*Source records*:
:::::

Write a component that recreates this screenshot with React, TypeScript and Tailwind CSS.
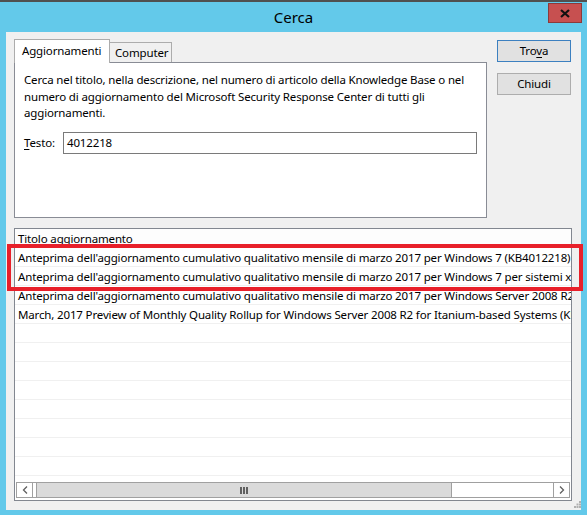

:::::

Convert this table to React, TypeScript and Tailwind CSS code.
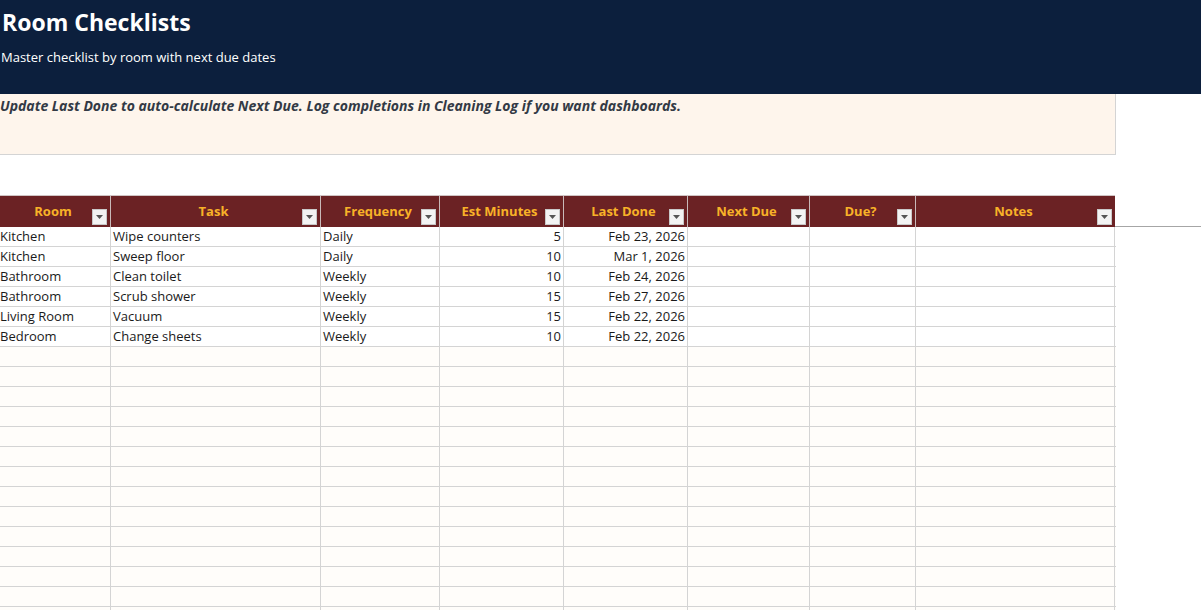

:::::

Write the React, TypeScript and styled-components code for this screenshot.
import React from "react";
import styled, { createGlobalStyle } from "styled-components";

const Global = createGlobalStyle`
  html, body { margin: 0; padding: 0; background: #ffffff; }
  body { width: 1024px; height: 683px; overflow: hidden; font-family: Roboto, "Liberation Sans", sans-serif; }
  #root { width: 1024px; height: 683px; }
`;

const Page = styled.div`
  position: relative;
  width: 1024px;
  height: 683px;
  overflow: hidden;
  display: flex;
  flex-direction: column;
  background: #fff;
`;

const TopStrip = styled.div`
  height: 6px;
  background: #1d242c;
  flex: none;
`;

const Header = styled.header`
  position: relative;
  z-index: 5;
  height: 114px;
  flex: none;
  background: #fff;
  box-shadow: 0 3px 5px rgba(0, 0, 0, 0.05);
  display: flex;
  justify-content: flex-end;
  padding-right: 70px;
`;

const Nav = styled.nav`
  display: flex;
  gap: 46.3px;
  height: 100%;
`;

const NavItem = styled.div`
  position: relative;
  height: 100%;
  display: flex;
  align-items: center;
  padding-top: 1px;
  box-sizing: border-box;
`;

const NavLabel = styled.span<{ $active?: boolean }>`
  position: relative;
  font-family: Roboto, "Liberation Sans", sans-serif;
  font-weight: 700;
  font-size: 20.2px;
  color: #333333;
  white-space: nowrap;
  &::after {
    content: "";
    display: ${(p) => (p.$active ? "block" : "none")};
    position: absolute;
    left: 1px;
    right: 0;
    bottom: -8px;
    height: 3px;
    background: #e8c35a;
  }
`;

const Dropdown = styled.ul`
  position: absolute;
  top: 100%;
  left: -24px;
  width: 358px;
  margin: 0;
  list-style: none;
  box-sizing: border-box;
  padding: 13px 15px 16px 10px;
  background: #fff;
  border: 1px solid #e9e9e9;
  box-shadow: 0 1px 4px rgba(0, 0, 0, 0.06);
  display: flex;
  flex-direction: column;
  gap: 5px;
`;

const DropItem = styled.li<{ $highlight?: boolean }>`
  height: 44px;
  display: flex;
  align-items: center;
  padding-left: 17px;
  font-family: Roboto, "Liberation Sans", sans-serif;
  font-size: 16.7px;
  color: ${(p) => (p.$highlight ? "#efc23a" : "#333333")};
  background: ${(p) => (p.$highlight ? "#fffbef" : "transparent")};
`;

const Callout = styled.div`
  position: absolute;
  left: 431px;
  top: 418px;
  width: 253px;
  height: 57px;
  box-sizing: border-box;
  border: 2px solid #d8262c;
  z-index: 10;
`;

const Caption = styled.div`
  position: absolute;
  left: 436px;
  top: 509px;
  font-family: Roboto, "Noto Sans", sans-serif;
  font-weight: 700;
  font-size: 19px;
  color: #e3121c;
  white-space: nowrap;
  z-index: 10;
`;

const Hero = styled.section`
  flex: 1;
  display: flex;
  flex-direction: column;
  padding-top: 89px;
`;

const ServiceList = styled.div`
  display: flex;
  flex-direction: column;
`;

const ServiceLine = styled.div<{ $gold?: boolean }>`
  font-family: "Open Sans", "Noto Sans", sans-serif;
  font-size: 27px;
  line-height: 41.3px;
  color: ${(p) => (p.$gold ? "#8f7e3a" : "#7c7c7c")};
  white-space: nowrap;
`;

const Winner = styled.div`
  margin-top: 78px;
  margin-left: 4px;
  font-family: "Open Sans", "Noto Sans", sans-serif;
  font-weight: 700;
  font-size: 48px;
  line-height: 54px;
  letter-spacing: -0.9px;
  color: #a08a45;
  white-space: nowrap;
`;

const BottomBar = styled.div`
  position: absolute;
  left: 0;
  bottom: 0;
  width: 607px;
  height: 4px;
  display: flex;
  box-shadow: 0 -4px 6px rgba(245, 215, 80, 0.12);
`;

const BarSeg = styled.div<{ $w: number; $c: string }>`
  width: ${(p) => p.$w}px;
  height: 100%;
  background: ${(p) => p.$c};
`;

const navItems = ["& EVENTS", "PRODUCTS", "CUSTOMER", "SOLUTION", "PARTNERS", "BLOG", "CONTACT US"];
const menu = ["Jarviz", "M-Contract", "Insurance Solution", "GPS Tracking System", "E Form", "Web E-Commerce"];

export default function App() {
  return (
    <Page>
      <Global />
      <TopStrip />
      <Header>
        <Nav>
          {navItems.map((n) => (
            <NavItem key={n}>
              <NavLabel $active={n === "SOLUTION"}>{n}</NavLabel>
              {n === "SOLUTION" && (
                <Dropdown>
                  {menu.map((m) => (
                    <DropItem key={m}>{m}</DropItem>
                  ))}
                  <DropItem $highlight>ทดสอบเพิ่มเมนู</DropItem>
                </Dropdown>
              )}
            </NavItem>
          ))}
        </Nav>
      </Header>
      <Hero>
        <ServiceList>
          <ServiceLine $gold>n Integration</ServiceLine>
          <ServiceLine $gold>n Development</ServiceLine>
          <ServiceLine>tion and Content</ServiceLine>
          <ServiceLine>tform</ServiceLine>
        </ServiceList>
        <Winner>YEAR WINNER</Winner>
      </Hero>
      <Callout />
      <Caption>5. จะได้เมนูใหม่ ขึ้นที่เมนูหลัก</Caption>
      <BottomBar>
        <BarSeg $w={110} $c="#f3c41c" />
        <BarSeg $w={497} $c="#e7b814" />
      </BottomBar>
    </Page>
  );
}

:::::

Copy every line of the listing that contains the word "code".

Convert this table to React, TypeScript and Tailwind CSS code.
Write the React, TypeScript and styled-components code for this screenshot.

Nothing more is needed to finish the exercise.